Benefits of HTTP/3 Protocol
Benefits of HTTP/3 over HTTP/2 —
- One flaky packet doesn’t stall the whole page. In H2 (over TCP), if a single packet gets lost, all streams on that connection pause. In H3 (over QUIC), only the affected item slows down—the rest of the images/scripts keep flowing. Think: a news page with dozens of pics keeps loading smoothly even if one image hits a hiccup. (IETF Datatracker, GitHub)
- Faster start—especially for repeat visitors. H3 needs fewer back-and-forths to get going, and on a return visit it can start sending data immediately (0-RTT), so first bytes show up sooner. You feel it on “cold” loads and mobile. (The Cloudflare Blog, Akamai)

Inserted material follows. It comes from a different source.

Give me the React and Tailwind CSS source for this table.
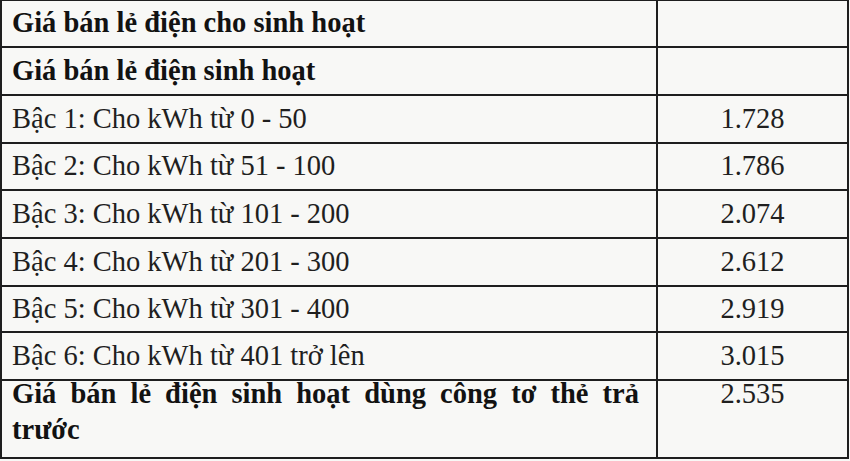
import React from 'react';

const rows = [
  { label: 'Giá bán lẻ điện cho sinh hoạt', value: '', bold: true, h: 'h-[47px]' },
  { label: 'Giá bán lẻ điện sinh hoạt', value: '', bold: true, h: 'h-[48px]' },
  { label: 'Bậc 1: Cho kWh từ 0 - 50', value: '1.728', h: 'h-[48px]' },
  { label: 'Bậc 2: Cho kWh từ 51 - 100', value: '1.786', h: 'h-[47px]' },
  { label: 'Bậc 3: Cho kWh từ 101 - 200', value: '2.074', h: 'h-[48px]' },
  { label: 'Bậc 4: Cho kWh từ 201 - 300', value: '2.612', h: 'h-[48px]' },
  { label: 'Bậc 5: Cho kWh từ 301 - 400', value: '2.919', h: 'h-[46px]' },
  { label: 'Bậc 6: Cho kWh từ 401 trở lên', value: '3.015', h: 'h-[48px]' },
];

export default function App() {
  return (
    <div className="w-[850px] h-[461px] overflow-hidden bg-[#f8f8f6] font-['Liberation_Serif','Times_New_Roman',serif] text-[28.5px] text-[#1f1f1f]">
      <table className="table-fixed border-collapse w-[849px] -mt-px">
        <colgroup>
          <col className="w-[656px]" />
          <col />
        </colgroup>
        <tbody>
          {rows.map((r) => (
            <tr key={r.label} className={r.h}>
              <td
                className={`border-2 border-[#1e1e1e] pl-[10px] align-middle leading-none whitespace-nowrap ${
                  r.bold ? 'font-bold text-[#121212]' : ''
                }`}
              >
                {r.label}
              </td>
              <td className="border-2 border-[#1e1e1e] text-center align-middle leading-none">{r.value}</td>
            </tr>
          ))}
          <tr className="h-[78px]">
            <td className="border-2 border-[#1e1e1e] pl-[10px] pr-[17px] align-top leading-[36px] font-bold text-[#121212]">
              <div className="-mt-[5px] text-justify [text-align-last:justify]">Giá bán lẻ điện sinh hoạt dùng công tơ thẻ trả</div>
              <div>trước</div>
            </td>
            <td className="border-2 border-[#1e1e1e] text-center align-top leading-[36px]">
              <div className="-mt-[5px]">2.535</div>
            </td>
          </tr>
        </tbody>
      </table>
    </div>
  );
}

- Connections survive network changes. Move from Wi-Fi to LTE (or vice-versa) mid-load and the download keeps going instead of starting over. Great for phones on the move. (Internet Society Pulse, TECHCOMMUNITY.MICROSOFT.COM)
- Smoother on shaky Wi-Fi/cellular. QUIC’s loss recovery and per-stream flow control mean fewer visible stalls when the link is lossy or jittery. Pages feel snappier under real-world conditions, not just in a lab. (Zscaler, Cloudflare)
- Less meddling by middleboxes. More of the transport metadata is encrypted, which reduces weird edge-case slowdowns caused by old network gear trying to “help.” (You won’t see this, but you avoid mystery regressions.) (IETF Datatracker)
- Headers that don’t jam the line. H3’s QPACK was designed so header compression itself won’t cause those “everything waits” moments that H2’s HPACK can trigger. (IETF, Stack Overflow)
When will you notice H3 the most?
- On pages with many assets, over spotty or mobile networks, or when users frequently switch networks; on clean, wired links H2 already feels fast, so the gap is smaller. (Zscaler)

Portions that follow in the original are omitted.